LTU electrical engineering program improves with battery test gift from Hyundai-Kia

SOUTHFIELD–Hyundai-Kia Technical Center Inc. in Ann Arbor has donated battery testing equipment worth an estimated $80,000 to the Department of Electrical and Computer Engineering in Lawrence Technological University’s College of Engineering.

Included is a system manufactured by Irvine, Calif.-based NH Research Inc. that tests high-voltage batteries, supplying both a power source and a simulated load from 12 to 252 kilowatts at 40, 120, or 600 volts DC. Also donated was power quality analysis equipment from Japan’s Yokogawa Electric Corp.; other electronic equipment, including antennas and cables; and software to run the system.

The equipment can be used to test batteries for a wide variety of applications, including electric vehicles, emergency backup power, and utility-grid-scale power storage, according to Nabih Jaber, associate professor and chair of the LTU Department of Electrical and Computer Engineering.
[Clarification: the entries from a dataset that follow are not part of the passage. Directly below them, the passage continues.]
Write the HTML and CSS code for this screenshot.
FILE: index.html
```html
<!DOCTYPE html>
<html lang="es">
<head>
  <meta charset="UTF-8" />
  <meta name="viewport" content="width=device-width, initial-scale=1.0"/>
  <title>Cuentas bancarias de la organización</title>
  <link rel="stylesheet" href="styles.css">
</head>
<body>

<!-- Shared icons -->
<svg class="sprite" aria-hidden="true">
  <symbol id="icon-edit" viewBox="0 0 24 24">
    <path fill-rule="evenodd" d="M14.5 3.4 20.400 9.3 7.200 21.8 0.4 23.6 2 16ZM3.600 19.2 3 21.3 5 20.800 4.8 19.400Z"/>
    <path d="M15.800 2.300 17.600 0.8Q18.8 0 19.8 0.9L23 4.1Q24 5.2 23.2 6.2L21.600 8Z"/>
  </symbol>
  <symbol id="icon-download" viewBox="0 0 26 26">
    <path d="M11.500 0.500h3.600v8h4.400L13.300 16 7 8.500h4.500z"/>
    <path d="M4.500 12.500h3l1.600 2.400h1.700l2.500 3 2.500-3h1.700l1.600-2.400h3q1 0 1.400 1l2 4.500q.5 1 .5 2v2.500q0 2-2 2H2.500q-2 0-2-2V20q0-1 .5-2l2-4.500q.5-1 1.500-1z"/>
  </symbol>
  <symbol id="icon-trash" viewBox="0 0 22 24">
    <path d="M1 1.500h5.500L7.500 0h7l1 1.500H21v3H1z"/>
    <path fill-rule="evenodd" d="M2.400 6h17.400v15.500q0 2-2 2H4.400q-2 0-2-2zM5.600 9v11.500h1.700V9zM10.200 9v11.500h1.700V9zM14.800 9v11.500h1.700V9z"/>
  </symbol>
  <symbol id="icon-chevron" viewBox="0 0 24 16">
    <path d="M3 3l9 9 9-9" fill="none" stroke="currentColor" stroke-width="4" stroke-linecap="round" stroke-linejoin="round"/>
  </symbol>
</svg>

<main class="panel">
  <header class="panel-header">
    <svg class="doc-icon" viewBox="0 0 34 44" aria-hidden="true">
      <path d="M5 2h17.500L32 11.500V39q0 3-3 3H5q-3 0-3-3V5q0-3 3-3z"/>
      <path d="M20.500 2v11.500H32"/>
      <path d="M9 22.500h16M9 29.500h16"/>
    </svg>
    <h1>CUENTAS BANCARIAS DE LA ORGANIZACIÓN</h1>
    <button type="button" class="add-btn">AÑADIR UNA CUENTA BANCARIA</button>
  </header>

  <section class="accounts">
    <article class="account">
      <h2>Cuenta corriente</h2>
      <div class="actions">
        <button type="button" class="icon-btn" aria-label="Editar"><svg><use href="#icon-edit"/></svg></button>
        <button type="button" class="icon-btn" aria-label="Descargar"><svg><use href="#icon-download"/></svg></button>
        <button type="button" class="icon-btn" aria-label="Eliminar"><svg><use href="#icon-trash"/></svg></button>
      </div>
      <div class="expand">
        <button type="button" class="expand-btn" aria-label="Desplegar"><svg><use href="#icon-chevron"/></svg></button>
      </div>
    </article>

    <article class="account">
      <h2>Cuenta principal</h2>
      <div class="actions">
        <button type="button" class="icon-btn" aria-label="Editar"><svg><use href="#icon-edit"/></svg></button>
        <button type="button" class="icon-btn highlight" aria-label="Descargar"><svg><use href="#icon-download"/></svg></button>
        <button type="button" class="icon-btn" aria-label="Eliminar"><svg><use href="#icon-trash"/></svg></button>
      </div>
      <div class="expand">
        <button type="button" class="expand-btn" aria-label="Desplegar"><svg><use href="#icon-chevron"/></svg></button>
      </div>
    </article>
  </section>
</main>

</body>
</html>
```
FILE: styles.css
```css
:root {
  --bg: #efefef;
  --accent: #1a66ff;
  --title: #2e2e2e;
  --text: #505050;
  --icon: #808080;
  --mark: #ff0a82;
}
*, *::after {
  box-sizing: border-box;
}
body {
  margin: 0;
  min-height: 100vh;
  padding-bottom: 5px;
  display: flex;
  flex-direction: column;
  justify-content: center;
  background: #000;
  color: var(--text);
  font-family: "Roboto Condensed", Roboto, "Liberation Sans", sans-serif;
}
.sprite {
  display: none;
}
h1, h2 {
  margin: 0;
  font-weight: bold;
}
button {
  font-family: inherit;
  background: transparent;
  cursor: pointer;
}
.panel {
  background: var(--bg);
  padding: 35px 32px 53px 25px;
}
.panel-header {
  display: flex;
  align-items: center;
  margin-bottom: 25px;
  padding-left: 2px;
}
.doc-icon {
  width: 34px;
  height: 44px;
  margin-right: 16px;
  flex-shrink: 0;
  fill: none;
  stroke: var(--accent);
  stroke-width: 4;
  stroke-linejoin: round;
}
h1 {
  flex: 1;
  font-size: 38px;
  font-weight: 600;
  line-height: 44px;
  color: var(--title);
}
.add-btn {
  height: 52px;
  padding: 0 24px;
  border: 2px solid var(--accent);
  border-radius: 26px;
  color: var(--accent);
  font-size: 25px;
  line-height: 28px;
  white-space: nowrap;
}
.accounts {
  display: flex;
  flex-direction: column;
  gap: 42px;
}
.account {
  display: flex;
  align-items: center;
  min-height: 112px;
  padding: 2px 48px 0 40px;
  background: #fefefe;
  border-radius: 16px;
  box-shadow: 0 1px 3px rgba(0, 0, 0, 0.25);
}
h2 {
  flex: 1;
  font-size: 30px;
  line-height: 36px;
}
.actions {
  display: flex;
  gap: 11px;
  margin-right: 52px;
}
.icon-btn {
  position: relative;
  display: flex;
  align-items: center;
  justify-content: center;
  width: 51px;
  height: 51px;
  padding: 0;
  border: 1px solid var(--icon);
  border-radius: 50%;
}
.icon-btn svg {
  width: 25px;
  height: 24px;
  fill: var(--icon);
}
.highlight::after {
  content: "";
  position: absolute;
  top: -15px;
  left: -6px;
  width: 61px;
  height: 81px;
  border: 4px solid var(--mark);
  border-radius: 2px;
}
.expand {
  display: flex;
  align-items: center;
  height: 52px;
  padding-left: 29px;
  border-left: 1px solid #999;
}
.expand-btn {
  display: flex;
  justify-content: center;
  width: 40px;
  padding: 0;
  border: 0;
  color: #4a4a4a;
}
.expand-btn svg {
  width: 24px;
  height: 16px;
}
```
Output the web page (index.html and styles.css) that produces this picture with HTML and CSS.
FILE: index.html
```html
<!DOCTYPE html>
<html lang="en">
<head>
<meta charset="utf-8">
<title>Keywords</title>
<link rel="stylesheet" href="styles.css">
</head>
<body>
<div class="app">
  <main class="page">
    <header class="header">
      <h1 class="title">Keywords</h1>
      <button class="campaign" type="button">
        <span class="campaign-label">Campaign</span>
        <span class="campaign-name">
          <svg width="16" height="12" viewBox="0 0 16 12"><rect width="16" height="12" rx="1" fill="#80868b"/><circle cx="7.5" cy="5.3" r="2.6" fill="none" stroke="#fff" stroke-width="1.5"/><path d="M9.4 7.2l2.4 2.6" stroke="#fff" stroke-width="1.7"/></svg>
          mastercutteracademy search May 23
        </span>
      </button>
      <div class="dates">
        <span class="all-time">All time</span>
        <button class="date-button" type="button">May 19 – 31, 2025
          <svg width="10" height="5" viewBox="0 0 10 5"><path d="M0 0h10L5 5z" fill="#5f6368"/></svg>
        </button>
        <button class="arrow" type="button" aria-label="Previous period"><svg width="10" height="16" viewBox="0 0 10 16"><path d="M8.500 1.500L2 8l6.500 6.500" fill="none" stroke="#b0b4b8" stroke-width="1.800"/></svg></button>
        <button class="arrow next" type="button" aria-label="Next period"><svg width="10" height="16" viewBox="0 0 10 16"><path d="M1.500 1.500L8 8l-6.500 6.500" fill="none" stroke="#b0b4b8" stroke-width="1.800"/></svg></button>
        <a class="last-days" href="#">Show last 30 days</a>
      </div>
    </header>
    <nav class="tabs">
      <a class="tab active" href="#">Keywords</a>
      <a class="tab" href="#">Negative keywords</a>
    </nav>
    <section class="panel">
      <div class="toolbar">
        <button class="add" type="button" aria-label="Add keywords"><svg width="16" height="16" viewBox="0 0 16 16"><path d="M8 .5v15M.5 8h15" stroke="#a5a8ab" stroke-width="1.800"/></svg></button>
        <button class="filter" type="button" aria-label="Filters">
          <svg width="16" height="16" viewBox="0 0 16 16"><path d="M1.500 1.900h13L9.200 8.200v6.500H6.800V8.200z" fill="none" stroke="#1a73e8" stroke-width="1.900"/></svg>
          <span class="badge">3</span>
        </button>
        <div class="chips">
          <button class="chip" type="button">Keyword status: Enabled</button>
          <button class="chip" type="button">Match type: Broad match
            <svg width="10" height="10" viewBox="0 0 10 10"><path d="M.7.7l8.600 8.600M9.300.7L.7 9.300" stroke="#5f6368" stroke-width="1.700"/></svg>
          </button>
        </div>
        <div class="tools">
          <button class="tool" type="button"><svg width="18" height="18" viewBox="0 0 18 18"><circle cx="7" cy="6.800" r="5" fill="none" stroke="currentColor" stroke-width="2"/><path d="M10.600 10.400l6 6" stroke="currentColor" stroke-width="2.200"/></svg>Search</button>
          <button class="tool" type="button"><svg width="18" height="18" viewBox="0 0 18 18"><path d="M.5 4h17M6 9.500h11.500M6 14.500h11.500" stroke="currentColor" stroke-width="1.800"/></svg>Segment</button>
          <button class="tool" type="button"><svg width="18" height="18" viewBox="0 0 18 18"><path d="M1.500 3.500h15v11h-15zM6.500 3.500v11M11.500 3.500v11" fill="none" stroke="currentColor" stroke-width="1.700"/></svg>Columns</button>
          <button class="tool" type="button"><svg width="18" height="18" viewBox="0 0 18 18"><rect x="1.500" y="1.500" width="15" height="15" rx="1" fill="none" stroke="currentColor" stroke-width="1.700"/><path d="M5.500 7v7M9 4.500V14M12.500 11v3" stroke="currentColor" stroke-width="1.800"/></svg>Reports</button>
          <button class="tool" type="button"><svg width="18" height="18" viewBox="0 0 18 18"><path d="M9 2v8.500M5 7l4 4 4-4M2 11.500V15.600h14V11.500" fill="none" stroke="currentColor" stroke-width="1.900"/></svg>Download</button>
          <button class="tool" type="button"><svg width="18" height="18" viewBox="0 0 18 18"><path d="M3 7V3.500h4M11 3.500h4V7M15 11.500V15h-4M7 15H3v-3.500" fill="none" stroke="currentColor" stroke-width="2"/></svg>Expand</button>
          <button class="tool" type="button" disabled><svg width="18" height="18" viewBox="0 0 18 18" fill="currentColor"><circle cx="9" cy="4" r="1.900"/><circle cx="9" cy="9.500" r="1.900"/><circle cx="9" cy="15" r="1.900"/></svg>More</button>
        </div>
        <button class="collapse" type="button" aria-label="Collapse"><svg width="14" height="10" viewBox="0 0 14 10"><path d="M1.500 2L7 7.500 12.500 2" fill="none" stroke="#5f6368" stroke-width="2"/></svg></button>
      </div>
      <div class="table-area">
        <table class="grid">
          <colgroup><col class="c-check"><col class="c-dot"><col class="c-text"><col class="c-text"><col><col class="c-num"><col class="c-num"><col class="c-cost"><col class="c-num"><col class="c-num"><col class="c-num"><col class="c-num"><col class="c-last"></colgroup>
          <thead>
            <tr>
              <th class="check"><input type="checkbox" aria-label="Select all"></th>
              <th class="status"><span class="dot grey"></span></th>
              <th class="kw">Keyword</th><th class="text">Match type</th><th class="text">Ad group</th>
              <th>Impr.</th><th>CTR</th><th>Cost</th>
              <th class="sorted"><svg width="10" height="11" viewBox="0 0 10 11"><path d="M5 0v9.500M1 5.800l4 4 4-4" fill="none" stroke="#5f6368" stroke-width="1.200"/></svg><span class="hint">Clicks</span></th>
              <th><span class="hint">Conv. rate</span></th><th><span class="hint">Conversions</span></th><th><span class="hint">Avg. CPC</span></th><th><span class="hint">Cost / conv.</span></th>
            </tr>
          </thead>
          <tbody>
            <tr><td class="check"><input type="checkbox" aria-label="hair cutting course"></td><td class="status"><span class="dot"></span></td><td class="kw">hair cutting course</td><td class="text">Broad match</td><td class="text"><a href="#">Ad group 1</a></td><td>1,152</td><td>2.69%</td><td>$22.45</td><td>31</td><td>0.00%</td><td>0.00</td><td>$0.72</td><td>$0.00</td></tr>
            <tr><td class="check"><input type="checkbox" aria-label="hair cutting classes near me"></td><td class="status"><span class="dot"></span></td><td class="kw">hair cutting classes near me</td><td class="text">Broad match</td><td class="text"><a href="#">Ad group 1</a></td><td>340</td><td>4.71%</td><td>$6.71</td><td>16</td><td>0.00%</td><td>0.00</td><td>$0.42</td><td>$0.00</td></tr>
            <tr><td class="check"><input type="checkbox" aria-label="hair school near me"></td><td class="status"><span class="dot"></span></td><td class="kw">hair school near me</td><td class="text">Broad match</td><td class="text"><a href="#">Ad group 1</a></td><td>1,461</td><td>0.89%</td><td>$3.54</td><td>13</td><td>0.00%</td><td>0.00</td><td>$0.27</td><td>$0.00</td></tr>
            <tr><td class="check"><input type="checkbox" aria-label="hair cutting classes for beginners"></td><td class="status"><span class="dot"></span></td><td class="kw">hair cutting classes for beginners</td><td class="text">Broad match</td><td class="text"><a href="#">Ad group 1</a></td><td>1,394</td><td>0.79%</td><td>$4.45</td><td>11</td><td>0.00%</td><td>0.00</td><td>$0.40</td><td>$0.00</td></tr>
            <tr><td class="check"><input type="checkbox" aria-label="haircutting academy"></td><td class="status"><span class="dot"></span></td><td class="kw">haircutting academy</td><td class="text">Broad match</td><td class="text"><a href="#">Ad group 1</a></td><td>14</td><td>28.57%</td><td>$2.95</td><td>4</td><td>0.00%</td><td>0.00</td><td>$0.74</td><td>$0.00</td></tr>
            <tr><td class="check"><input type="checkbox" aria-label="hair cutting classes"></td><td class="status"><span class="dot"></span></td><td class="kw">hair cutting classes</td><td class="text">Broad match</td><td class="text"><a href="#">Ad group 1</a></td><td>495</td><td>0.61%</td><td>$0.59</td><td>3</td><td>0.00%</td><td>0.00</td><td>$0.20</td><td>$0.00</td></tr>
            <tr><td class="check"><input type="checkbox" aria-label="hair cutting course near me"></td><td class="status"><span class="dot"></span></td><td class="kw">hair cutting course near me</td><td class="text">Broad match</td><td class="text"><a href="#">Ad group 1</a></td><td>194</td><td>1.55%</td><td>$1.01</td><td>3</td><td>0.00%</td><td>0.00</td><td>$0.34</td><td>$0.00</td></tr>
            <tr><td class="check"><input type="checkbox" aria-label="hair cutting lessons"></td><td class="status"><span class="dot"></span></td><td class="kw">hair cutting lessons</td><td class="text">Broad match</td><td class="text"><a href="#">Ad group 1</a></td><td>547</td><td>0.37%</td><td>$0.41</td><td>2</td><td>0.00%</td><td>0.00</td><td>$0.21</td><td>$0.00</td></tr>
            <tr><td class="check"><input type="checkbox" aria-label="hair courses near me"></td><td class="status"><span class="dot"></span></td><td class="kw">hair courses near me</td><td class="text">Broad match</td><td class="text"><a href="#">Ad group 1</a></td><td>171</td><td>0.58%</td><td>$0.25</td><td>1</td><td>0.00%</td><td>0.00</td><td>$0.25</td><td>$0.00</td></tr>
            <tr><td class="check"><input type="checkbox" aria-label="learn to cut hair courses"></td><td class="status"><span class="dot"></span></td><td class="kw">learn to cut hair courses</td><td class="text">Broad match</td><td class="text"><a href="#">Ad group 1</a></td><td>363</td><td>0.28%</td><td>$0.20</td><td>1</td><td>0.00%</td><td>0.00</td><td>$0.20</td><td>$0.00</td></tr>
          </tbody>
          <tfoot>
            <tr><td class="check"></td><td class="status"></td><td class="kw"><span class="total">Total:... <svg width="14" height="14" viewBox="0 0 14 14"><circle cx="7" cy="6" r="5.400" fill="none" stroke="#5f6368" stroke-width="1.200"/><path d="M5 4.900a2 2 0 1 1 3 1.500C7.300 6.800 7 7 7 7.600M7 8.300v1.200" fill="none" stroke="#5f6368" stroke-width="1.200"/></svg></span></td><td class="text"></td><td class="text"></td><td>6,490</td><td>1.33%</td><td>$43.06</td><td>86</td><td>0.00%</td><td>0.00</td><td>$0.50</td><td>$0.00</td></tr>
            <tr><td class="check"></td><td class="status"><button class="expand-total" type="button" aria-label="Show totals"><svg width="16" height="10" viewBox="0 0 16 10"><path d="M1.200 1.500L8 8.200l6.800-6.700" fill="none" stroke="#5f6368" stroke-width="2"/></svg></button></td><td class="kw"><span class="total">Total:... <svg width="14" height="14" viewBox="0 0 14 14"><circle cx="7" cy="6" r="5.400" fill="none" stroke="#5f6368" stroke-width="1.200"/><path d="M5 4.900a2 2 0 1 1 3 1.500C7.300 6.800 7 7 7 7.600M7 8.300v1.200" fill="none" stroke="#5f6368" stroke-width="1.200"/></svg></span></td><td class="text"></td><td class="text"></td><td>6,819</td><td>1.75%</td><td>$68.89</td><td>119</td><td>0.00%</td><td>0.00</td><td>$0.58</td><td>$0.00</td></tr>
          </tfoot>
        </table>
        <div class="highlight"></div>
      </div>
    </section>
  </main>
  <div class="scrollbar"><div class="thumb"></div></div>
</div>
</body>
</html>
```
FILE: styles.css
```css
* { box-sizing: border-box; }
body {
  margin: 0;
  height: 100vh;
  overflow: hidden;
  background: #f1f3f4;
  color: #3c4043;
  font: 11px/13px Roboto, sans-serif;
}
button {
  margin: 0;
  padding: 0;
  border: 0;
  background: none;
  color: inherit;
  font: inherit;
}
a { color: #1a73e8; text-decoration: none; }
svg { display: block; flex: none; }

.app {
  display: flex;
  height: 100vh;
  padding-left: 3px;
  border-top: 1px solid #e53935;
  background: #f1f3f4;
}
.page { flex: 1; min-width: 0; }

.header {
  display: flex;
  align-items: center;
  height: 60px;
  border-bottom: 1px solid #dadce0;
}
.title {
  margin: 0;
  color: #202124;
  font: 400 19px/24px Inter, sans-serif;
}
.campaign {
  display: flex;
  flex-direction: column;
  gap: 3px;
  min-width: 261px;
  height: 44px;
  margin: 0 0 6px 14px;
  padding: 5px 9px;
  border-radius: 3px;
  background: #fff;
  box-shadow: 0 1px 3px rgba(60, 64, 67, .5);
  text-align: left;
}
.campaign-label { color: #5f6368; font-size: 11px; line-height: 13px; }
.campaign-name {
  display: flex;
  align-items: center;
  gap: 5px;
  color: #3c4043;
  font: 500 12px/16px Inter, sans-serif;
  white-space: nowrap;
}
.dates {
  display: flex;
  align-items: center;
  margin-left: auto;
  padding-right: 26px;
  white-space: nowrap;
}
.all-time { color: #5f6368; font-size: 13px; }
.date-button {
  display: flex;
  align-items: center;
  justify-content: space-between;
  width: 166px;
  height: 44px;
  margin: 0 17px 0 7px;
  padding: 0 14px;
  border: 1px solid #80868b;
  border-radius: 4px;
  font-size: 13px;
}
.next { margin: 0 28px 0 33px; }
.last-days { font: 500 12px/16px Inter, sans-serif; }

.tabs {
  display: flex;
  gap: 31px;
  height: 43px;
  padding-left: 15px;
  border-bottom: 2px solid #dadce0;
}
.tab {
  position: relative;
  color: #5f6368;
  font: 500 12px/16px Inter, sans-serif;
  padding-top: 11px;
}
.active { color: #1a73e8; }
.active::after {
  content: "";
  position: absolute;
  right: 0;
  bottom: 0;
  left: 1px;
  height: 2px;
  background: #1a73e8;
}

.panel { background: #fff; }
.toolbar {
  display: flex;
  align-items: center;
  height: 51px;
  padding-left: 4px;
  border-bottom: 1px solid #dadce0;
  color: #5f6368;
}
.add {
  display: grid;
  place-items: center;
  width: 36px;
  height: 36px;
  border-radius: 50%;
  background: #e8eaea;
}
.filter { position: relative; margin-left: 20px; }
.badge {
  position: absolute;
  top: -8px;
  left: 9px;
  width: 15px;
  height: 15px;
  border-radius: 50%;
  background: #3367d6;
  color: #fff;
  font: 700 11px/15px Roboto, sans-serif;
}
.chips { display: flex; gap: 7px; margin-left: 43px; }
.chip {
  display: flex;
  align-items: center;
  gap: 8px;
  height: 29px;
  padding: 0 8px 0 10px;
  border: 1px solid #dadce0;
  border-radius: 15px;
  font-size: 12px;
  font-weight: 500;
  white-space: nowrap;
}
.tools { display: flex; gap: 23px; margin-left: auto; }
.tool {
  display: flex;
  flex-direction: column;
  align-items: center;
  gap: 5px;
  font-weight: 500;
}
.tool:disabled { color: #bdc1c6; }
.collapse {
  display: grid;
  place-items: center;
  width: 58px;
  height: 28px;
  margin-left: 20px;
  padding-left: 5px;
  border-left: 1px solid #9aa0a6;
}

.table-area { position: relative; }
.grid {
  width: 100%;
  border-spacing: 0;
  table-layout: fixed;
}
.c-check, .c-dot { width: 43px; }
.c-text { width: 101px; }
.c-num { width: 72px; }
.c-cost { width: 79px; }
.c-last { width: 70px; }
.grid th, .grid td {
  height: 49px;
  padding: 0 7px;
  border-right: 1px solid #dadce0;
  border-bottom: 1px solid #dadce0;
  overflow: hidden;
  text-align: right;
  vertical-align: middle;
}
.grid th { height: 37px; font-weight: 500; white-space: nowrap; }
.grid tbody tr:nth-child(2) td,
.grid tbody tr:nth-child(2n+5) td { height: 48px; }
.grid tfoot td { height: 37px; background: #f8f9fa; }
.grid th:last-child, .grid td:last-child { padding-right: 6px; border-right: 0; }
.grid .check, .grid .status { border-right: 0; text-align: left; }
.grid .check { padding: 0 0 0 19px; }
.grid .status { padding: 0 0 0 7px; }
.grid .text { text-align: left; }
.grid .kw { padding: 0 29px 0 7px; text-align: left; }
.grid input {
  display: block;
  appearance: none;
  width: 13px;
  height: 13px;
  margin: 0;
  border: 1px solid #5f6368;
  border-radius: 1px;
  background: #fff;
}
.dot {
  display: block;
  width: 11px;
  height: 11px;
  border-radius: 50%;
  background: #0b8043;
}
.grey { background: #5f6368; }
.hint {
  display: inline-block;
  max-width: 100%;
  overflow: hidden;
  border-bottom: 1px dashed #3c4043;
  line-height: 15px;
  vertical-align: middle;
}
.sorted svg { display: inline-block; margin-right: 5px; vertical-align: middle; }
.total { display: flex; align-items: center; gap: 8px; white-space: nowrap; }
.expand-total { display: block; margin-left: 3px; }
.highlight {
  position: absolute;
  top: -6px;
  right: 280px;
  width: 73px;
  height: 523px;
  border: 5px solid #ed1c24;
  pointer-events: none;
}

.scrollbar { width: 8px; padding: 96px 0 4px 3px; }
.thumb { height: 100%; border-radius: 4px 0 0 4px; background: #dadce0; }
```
“The NHR battery test system is ideal for lab and production testing of battery modules and energy storage devices,” Jaber said. “It addresses the evolving battery requirements for electric vehicles, renewable energy storage, and critical power applications. We are deeply grateful to Hyundai-Kia for this donation, which will further enhance our electrical engineering program as America moves toward clean power, green transportation, and an upgraded electric grid.”

In the photo above, Jaber explains the new power analysis eqiupment to Andrew Simmons, a senior electrical engineering major from Lexington, Ky.

LTU offers Bachelor of Science degrees in electrical engineering with concentrations in electronics engineering or power engineering, a graduate certificate program in electrical power systems, and a Master of Science program in electrical and computer engineering.

Lawrence Technological University,, is one of only 13 private, technological, comprehensive doctoral universities in the United States. Located in Southfield, Mich., LTU was founded in 1932, and offers more than 100 programs through its Colleges of Architecture and Design, Arts and Sciences, Business and Information Technology, Engineering, and Health Sciences. PayScale lists Lawrence Tech among the nation’s top 11 percent of universities for alumni salaries. Forbes and The Wall Street Journal rank LTU among the nation’s top 10 percent. U.S. News and World Report lists it in the top tier of best in the Midwest colleges. Students benefit from small class sizes and a real-world, hands-on, “theory and practice” education with an emphasis on leadership. Activities on Lawrence Tech’s 107-acre campus include more than 60 student organizations and NAIA varsity sports.